OM eist jeugddetentie en werkstraffen voor Goudse minderjarige
verdachten
10 maart 2011 - Arrondissementsparket Den Haag
Het Openbaar Ministerie heeft tegen twee verdachten van openlijk geweld
in Gouda jeugddetentie geëist. Een 14-jarige jongen uit Gouda moet als
het aan het OM ligt voor zeven weken, waarvan drie weken
voorwaardelijk, de jeugdgevangenis in. De jongen zat nog in een
proeftijd en had nog een voorwaardelijke werkstraf van 60 uur
openstaan. Die moet hij van het OM eveneens gaan uitvoeren. Tegen een
13-jarige plaatsgenoot eiste de officier zeven weken jeugddetentie
waarvan vier weken voorwaardelijk. Ook hij had nog een week
jeugddetentie voorwaardelijk openstaan en mag die van het OM eveneens
gaan uitzitten.
Beide verdachten werden na hun aanhouding voorgeleid voor de
rechter-commissaris die de voorlopige hechtenis onder voorwaarden
schorste. De 14-jarige verdachte hield zich echter niet aan de door de
rechter opgelegde voorwaarden en werd daarom opnieuw aangehouden. Hij
zit sinds zondag 6 maart weer in voorlopige hechtenis.
In totaal stonden er vandaag negen verdachten uit Gouda voor de
Meervoudige kamer voor minderjarigen. Zeven hoorden een straf tegen
zich eisen. De kinderrechter besloot wegens tijdgebrek twee zaken aan
te houden. Deze 13-jarige jongen en dit 14-jarige meisje moeten alsnog
op 23 maart voor de rechter verschijnen.
Overige strafeisen
De officier van justitie eiste tegen een 13-jarige jongen en tegen twee
jongens van 14 jaar voor ieder een werkstraf van 120 uur waarvan 40 uur
voorwaardelijk. Een 14-jarige jongen hoorde een werkstraf van 60 uur
tegen zich eisen en tegen een 13-jarige jongen eiste het OM 80 uur
werkstraf waarvan 20 uur voorwaardelijk.
Belaging van zes meisjes
De politie Hollands Midden hield begin februari de verdachten aan. Ze
worden ervan verdacht dat zij op 17 december in Gouda in totaal zes
meisjes belaagden en dit filmden. Van één situatie waarbij twee meisjes
betrokken waren, plaatsten de jongeren de beelden op internet. De
meisjes deden bij de politie aangifte. Begin februari kreeg de politie
beelden in handen van één van de twee incidenten. De beelden waren op
internet geplaatst en al snel was de identiteit van de daders bij de
politie bekend. De verdachten werden vervolgens aangehouden.

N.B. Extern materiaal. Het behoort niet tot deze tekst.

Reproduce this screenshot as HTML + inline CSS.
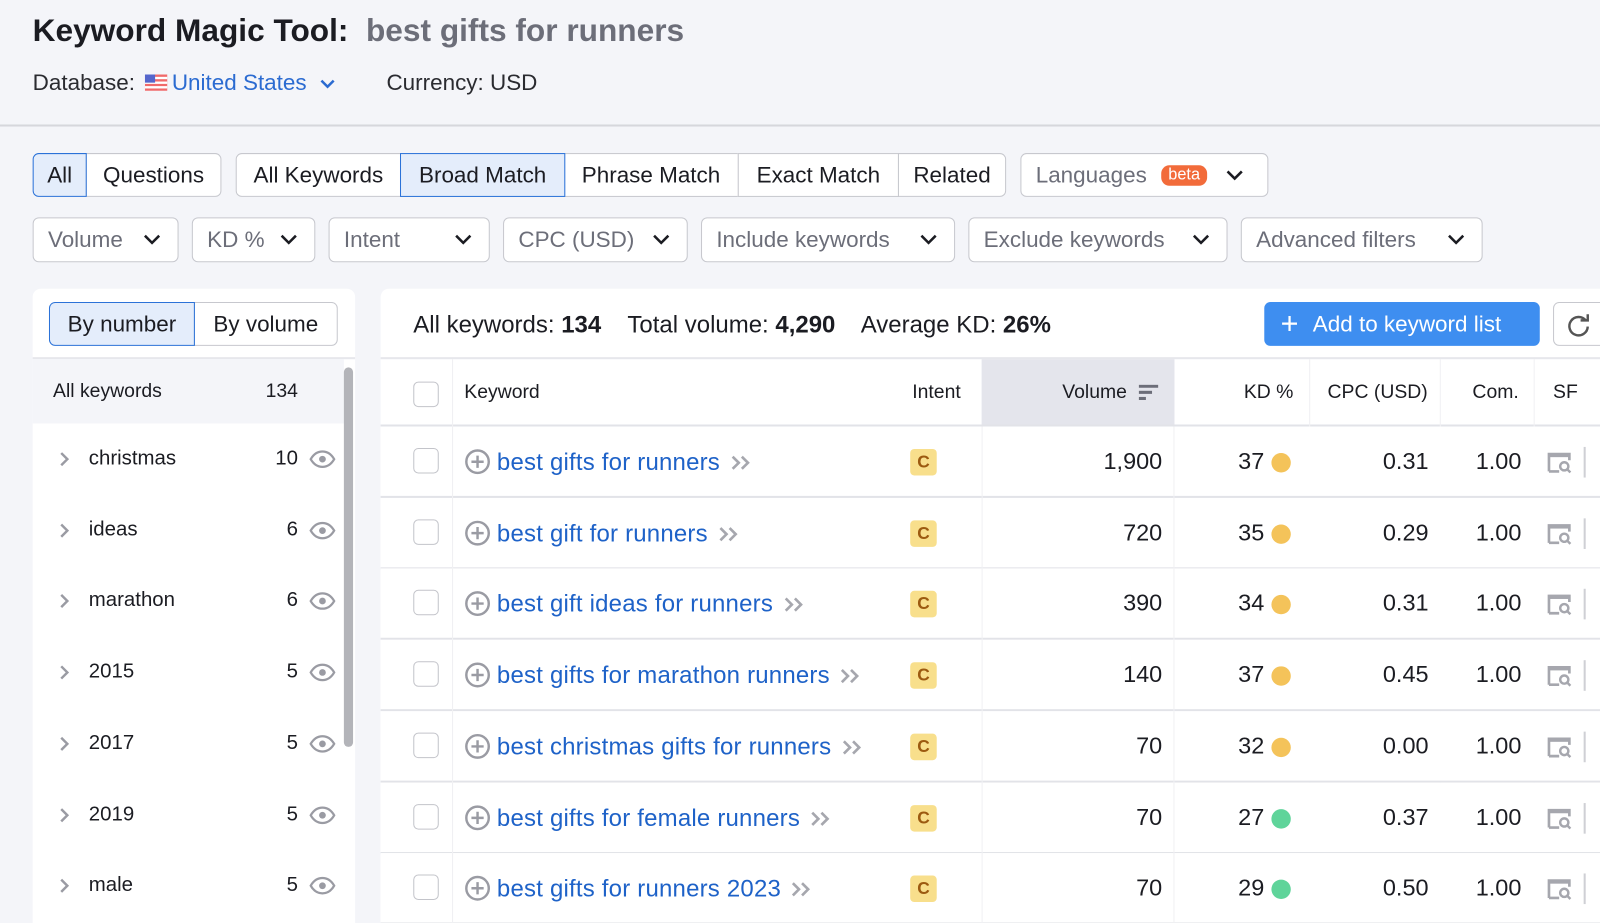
<!DOCTYPE html>
<html style="width:1600px;height:923px;overflow:hidden"><head><meta charset="utf-8">
<style>
*{box-sizing:border-box;margin:0;padding:0}
body{width:1600px;height:923px;overflow:hidden;background:#f4f5f9;font-family:"Liberation Sans",Arial,sans-serif;color:#1b1c22;position:relative}
#w{position:absolute;left:0;top:0;width:1568px;height:905px;overflow:hidden;transform:scale(1.0204);transform-origin:0 0}
.a{position:absolute}
.btn{position:absolute;height:43px;border:1px solid #c7c8ce;background:#fff;font-size:22px;display:flex;align-items:center;justify-content:center;color:#1b1c22}
.sel{background:#e4edfb;border:1.5px solid #2b72d8;z-index:2}
.flt{position:absolute;top:213px;height:44px;border:1px solid #c7c8ce;border-radius:6px;background:#fff;font-size:22px;color:#6c6e79;display:flex;align-items:center;padding-left:14px}
.flt svg{position:absolute;right:16px;top:15px}
.row{position:absolute;left:373px;width:1240px;height:70px;background:#fff;border-bottom:2px solid #e2e3e8}
.cell{position:absolute;font-size:22px;top:50%;transform:translateY(-50%);white-space:nowrap}
</style></head><body><div id="w">
<div class="a" style="left:32px;top:12px;font-size:31px;font-weight:bold;white-space:nowrap">Keyword Magic Tool:&nbsp; <span style="color:#6c6e79">best gifts for runners</span></div>
<div class="a" style="left:32px;top:68px;font-size:22px;white-space:nowrap;color:#2a2b30">Database:
<svg width="22" height="16" style="vertical-align:-1px;margin:0 4px"><rect width="22" height="16" fill="#f06a6a"/><rect y="2.3" width="22" height="2.3" fill="#fff"/><rect y="6.9" width="22" height="2.3" fill="#fff"/><rect y="11.4" width="22" height="2.3" fill="#fff"/><rect width="10" height="8" fill="#5566cc"/></svg><span style="color:#2b6bd1">United States</span>
<svg width="16" height="12" style="margin-left:6px"><path d="M2 3l6 6 6-6" stroke="#2b6bd1" stroke-width="2.5" fill="none"/></svg>
<span style="margin-left:44px">Currency: USD</span></div>
<div class="a" style="left:0;top:122px;width:1600px;height:2px;background:#d6d7dc"></div>

<div class="btn sel" style="left:32px;top:150px;width:53px;border-radius:6px 0 0 6px">All</div>
<div class="btn" style="left:84px;top:150px;width:133px;border-radius:0 6px 6px 0">Questions</div>
<div class="btn" style="left:231px;top:150px;width:162px;border-radius:6px 0 0 6px">All Keywords</div>
<div class="btn sel" style="left:392px;top:150px;width:162px">Broad Match</div>
<div class="btn" style="left:553px;top:150px;width:171px;border-left:none">Phrase Match</div>
<div class="btn" style="left:723px;top:150px;width:158px">Exact Match</div>
<div class="btn" style="left:880px;top:150px;width:106px;border-radius:0 6px 6px 0">Related</div>
<div class="btn" style="left:1000px;top:150px;width:243px;border-radius:6px;justify-content:flex-start;padding-left:14px;color:#6c6e79">Languages<span style="background:#f26b3a;color:#fff;font-size:16px;border-radius:8px;padding:1px 7px;margin-left:14px">beta</span><svg width="18" height="12" style="margin-left:18px"><path d="M2 2l7 7 7-7" stroke="#1b1c22" stroke-width="2.5" fill="none"/></svg></div>

<div class="flt" style="left:32px;width:143px">Volume<svg width="18" height="12"><path d="M2 2l7 7 7-7" stroke="#1b1c22" stroke-width="2.5" fill="none"/></svg></div>
<div class="flt" style="left:188px;width:121px">KD %<svg width="18" height="12"><path d="M2 2l7 7 7-7" stroke="#1b1c22" stroke-width="2.5" fill="none"/></svg></div>
<div class="flt" style="left:322px;width:158px">Intent<svg width="18" height="12"><path d="M2 2l7 7 7-7" stroke="#1b1c22" stroke-width="2.5" fill="none"/></svg></div>
<div class="flt" style="left:493px;width:181px">CPC (USD)<svg width="18" height="12"><path d="M2 2l7 7 7-7" stroke="#1b1c22" stroke-width="2.5" fill="none"/></svg></div>
<div class="flt" style="left:687px;width:249px">Include keywords<svg width="18" height="12"><path d="M2 2l7 7 7-7" stroke="#1b1c22" stroke-width="2.5" fill="none"/></svg></div>
<div class="flt" style="left:949px;width:254px">Exclude keywords<svg width="18" height="12"><path d="M2 2l7 7 7-7" stroke="#1b1c22" stroke-width="2.5" fill="none"/></svg></div>
<div class="flt" style="left:1216px;width:237px">Advanced filters<svg width="18" height="12"><path d="M2 2l7 7 7-7" stroke="#1b1c22" stroke-width="2.5" fill="none"/></svg></div>

<div class="a" style="left:32px;top:283px;width:316px;height:622px;background:#fff;border-radius:8px 8px 0 0"></div>
<div class="btn sel" style="left:48px;top:296px;width:143px;border-radius:6px 0 0 6px">By number</div>
<div class="btn" style="left:190px;top:296px;width:141px;border-radius:0 6px 6px 0">By volume</div>
<div class="a" style="left:32px;top:350px;width:316px;height:2px;background:#e6e7ec"></div>
<div class="a" style="left:32px;top:352px;width:305px;height:63px;background:#f4f5f9"></div>
<div class="a" style="left:52px;top:373px;font-size:19px">All keywords</div>
<div class="a" style="left:250px;top:373px;width:42px;text-align:right;font-size:19px">134</div>
<div class="a" style="left:337px;top:360px;width:9px;height:372px;border-radius:5px;background:#b3b4b9"></div>

<div class="a" style="left:373px;top:283px;width:1240px;height:622px;background:#fff;border-radius:8px 0 0 0"></div>
<div class="a" style="left:405px;top:305px;font-size:23.5px;white-space:nowrap">All keywords: <b>134</b>&nbsp;&nbsp;&nbsp; Total volume: <b>4,290</b>&nbsp;&nbsp;&nbsp; Average KD: <b>26%</b></div>
<div class="a" style="left:1239px;top:296px;width:270px;height:43px;background:#3e8ef0;border-radius:6px;color:#fff;font-size:22px;display:flex;align-items:center;padding-left:16px"><span style="font-size:30px;font-weight:300;margin-right:14px;line-height:1">+</span>Add to keyword list</div>
<div class="a" style="left:1522px;top:296px;width:60px;height:43px;border:1px solid #c7c8ce;border-radius:6px;background:#fff"><svg class="a" style="left:12px;top:10px" width="24" height="24"><path d="M19 7A9 9 0 1 0 21 13" stroke="#555" stroke-width="2.4" fill="none"/><path d="M14 6h7V0" stroke="#555" stroke-width="2.4" fill="none" transform="translate(0,1)"/></svg></div>
<div class="a" style="left:373px;top:350px;width:1240px;height:2px;background:#e6e7ec"></div>
<div class="a" style="left:962px;top:352px;width:189px;height:66px;background:#e4e5ec"></div>
<div class="a" style="left:373px;top:416px;width:1240px;height:2px;background:#e2e3e8"></div>
<div class="a" style="left:405px;top:374px;width:25px;height:25px;border:1.5px solid #c3c4ca;border-radius:5px;background:#fff"></div>
<div class="a" style="left:455px;top:374px;font-size:19px">Keyword</div>
<div class="a" style="left:894px;top:374px;font-size:19px">Intent</div>
<div class="a" style="left:1041px;top:374px;font-size:19px">Volume</div>
<svg class="a" style="left:1116px;top:377px" width="20" height="16"><rect width="19" height="3" fill="#6c6e79"/><rect y="6" width="13" height="3" fill="#6c6e79"/><rect y="12" width="7" height="3" fill="#6c6e79"/></svg>
<div class="a" style="left:1219px;top:374px;font-size:19px">KD %</div>
<div class="a" style="left:1301px;top:374px;font-size:19px">CPC (USD)</div>
<div class="a" style="left:1443px;top:374px;font-size:19px">Com.</div>
<div class="a" style="left:1522px;top:374px;font-size:19px">SF</div>
<div class="a" style="left:443px;top:352px;width:1px;height:553px;background:#f0f0f3"></div>
<div class="a" style="left:1283px;top:352px;width:1px;height:553px;background:#f0f0f3"></div>
<div class="a" style="left:1411px;top:352px;width:1px;height:553px;background:#f0f0f3"></div>
<div class="a" style="left:1503px;top:352px;width:1px;height:553px;background:#f0f0f3"></div>

<div id="rows"></div>
</div>
<script>
var L=[["christmas",10],["ideas",6],["marathon",6],["2015",5],["2017",5],["2019",5],["male",5]];
var R=[["best gifts for runners","1,900",37,"y","0.31"],["best gift for runners","720",35,"y","0.29"],["best gift ideas for runners","390",34,"y","0.31"],["best gifts for marathon runners","140",37,"y","0.45"],["best christmas gifts for runners","70",32,"y","0.00"],["best gifts for female runners","70",27,"g","0.37"],["best gifts for runners 2023","70",29,"g","0.50"]];
var h="";
for(var i=0;i<7;i++){var c=Math.round(450+i*69.7);
h+='<svg class="a" style="left:57px;top:'+(c-8)+'px" width="12" height="16"><path d="M3 2l6 6-6 6" stroke="#9a9ba3" stroke-width="2.4" fill="none"/></svg>';
h+='<div class="a" style="left:87px;top:'+(c-12)+'px;font-size:20px">'+L[i][0]+'</div>';
h+='<div class="a" style="left:250px;top:'+(c-12)+'px;width:42px;text-align:right;font-size:20px">'+L[i][1]+'</div>';
h+='<svg class="a" style="left:303px;top:'+(c-9)+'px" width="26" height="18"><path d="M1.5 9C5 3 9 1.5 13 1.5S21 3 24.5 9C21 15 17 16.5 13 16.5S5 15 1.5 9z" stroke="#9a9ba3" stroke-width="2.2" fill="none"/><circle cx="13" cy="9" r="3.3" fill="#9a9ba3"/></svg>';}
for(var i=0;i<7;i++){var t=Math.round(418+i*69.7),r=R[i];
h+='<div class="row" style="top:'+t+'px">';
h+='<div class="a" style="left:70px;top:0;width:1px;height:70px;background:#f0f0f3"></div><div class="a" style="left:589px;top:0;width:1px;height:70px;background:#f0f0f3"></div><div class="a" style="left:777px;top:0;width:1px;height:70px;background:#f0f0f3"></div>';
h+='<div class="a" style="left:32px;top:21px;width:25px;height:25px;border:1.5px solid #c3c4ca;border-radius:5px"></div>';
h+='<div class="cell" style="left:82px;color:#1e62c8;margin-top:1px;font-size:23.5px;letter-spacing:0.2px"><svg width="26" height="26" style="vertical-align:-5px;margin-right:6px"><circle cx="13" cy="13" r="11" stroke="#9a9ba3" stroke-width="2.4" fill="none"/><path d="M13 7v12M7 13h12" stroke="#9a9ba3" stroke-width="2.4"/></svg>'+r[0]+'<svg width="22" height="16" style="margin-left:10px;vertical-align:-1px"><path d="M2 2l6 6-6 6M11 2l6 6-6 6" stroke="#a6a7ae" stroke-width="2.6" fill="none"/></svg></div>';
h+='<div class="a" style="left:519px;top:22px;width:26px;height:26px;background:#f8df8c;border-radius:4px;color:#9c5a10;font-weight:bold;font-size:17px;text-align:center;line-height:26px">C</div>';
h+='<div class="cell" style="right:474px;text-align:right;font-size:23px">'+r[1]+'</div>';
h+='<div class="cell" style="right:374px;font-size:23px">'+r[2]+'</div>';
h+='<div class="a" style="left:873px;top:26px;width:19px;height:19px;border-radius:50%;background:'+(r[3]=="y"?"#f4c35a":"#5fd49a")+'"></div>';
h+='<div class="cell" style="right:213px;font-size:23px">'+r[4]+'</div>';
h+='<div class="cell" style="right:122px;font-size:23px">1.00</div>';
h+='<svg class="a" style="left:1143px;top:24px" width="26" height="22"><path d="M2 20V3h20v6" stroke="#a6a7ae" stroke-width="2.6" fill="none"/><path d="M2 20h10" stroke="#a6a7ae" stroke-width="2.6"/><rect x="2" y="2" width="20" height="4" fill="#a6a7ae"/><circle cx="17" cy="15" r="4" stroke="#a6a7ae" stroke-width="2.4" fill="none"/><path d="M20 18l3 3" stroke="#a6a7ae" stroke-width="2.4"/></svg>';
h+='<div class="a" style="left:1179px;top:20px;width:2px;height:30px;background:#cfd0d5"></div>';
h+='</div>';}
document.getElementById("rows").innerHTML=h;
</script>
</body></html>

Jeugdstrafrecht en strafrecht volwassenen
Anders dan bij het strafrecht voor volwassenen is bij het
jeugdstrafrecht de zitting niet voor publiek toegankelijk. De zitting
is, zoals dat heet, achter gesloten deuren. Minderjarigen die voor de
kinderrechter moeten verschijnen, krijgen voorafgaand aan de strafzaak
altijd een gesprek bij de Raad voor de Kinderbescherming. Het doel van
het gesprek is om meer te weten te komen over de persoonlijke situatie
van de minderjarige. De Raad geeft een advies over een passende straf
die opvoedkundig het beste is voor de minderjarige. Het is namelijk
belangrijk dat een minderjarige iets opsteekt van zijn straf zodat hij
zich in de toekomst beter gedraagt.
De rechter luistert naar de visie van de Raad voor de Kinderbescherming
en naar die van de officier van justitie en bepaalt daarna als iemand
schuldig is, welke straf daarbij hoort. Vaak adviseert de Raad om
minderjarigen geen gevangenisstraf, maar een andere straf: een werk- of
een leerstraf te geven. Jongeren van 12 tot 16 jaar kunnen een
vrijheidsstraf van maximaal een jaar krijgen. Jeugdigen van 16 en 17
jaar kunnen niet meer dan 2 jaar celstraf krijgen.
Ouders bij zitting
Sinds 1 januari zijn ouders van minderjarige verdachten wettelijk
verplicht om aanwezig te zijn bij de rechtszaak van hun kind. De
achterliggende gedachte achter deze wetswijziging is dat het zowel in
het belang van de verdachte en het slachtoffer als ook van de
maatschappij is dat ouders zich bewust zijn van hun bijzondere
verantwoordelijkheid voor de opvoeding van hun minderjarig kind en
mogelijke scheefgroei daarin.
De rechtbank doet over 14 dagen uitspraak.